I’ve heard a rumor of a strange group of people who claim a stay-at-home-mom does not work. I’m here as living proof that that statement is not true.
Especially after today.
Two times a year I put myself through self-inflicted torture. That of taking all my children to the dentist. All in one day. Two hours from home.
I never return home the same.
Today was the first of our two annual days that we do this to ourselves. It was cleaning and xray day. However, our children have bad teeth and you can guarantee at least one will need to go back a second day for fillings.
Our day went like this. Up about 6am, fed all children and hubby escaped out the door before he could get dragged along as well. We left the house at 8am sharp, leaving a little time for a much-needed stop at a wonderful place halfway to the dentist office.
I figure any mom who takes five children to the dentist deserves a treat. Or so I told my guilty conscience.
We reach the dentist office and find out that even Wyatt, our 2-year-old, will get his first exam today. They squeezed his 5-minute appointment in with the dentist himself. Although he wouldn’t open his mouth wide at all for the poor guy, while I sat there with mine hanging open. Why is it we think we can open our child’s mouth by opening our own?! I promptly shut it when I realized how ridiculous I looked.
So the dentist visit consisted of running between the waiting room where unattended children were playing with the toys, and various other children in the midst of saying “ahh” and gagging at that awful stuff they swab on their teeth.
Finally we get to leave and I’m hoping the littlest guy will go unconscious for an hour. No such luck. He stays awake all through Burger King and Walmart. And then decides as we’re between the two that “here would be a good time to mess my diaper”.
Were I a “working business woman”, Mr. Walmart would be where I receive my monthly review on how I’m doing my job. And he never pays me any compliments.

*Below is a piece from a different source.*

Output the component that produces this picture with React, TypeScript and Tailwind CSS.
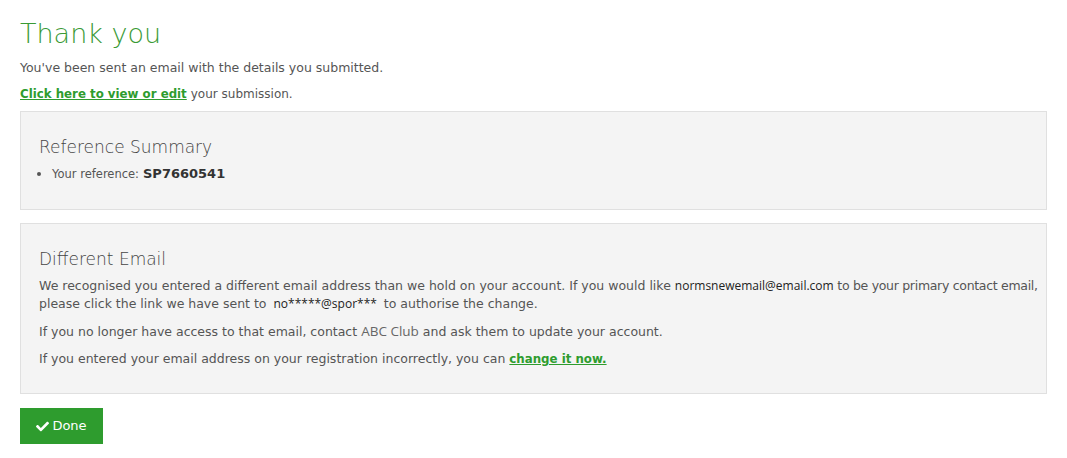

If I’m feeling a bit prideful in my child training, the Lord shoves me in Walmart’s doors. For there, under the bright, flourescent lights of Wally-world, my faults, and those of my offspring, become obvious to the general public.
It is where revelations occur regarding where I have failed in the training of these five munchkins, which angelic-looking munchkin is the most lacking, and in what areas.
As I toss the groceries in the back, my heart heaves a sigh and I wonder why I am so stressed. Then I look at the clock and see that it has been almost 8 hours since we left home. A full day’s work.
So let me meet one of these people who say we don’t work and I will have a few choice words to bless them with.
Amongst those, I would let them know the rich payment I receive. Tons of love and slobbery kisses. Little hands slipped into mine while we browse the milk aisle. Arms around my neck after that diaper gets changed. Children who obey most of the time – notice I said most! We’re getting there.
And lots of character-building moments. However, too many of those and I will be sporting more gray hairs. I do believe I’ve had all the character I can handle for today!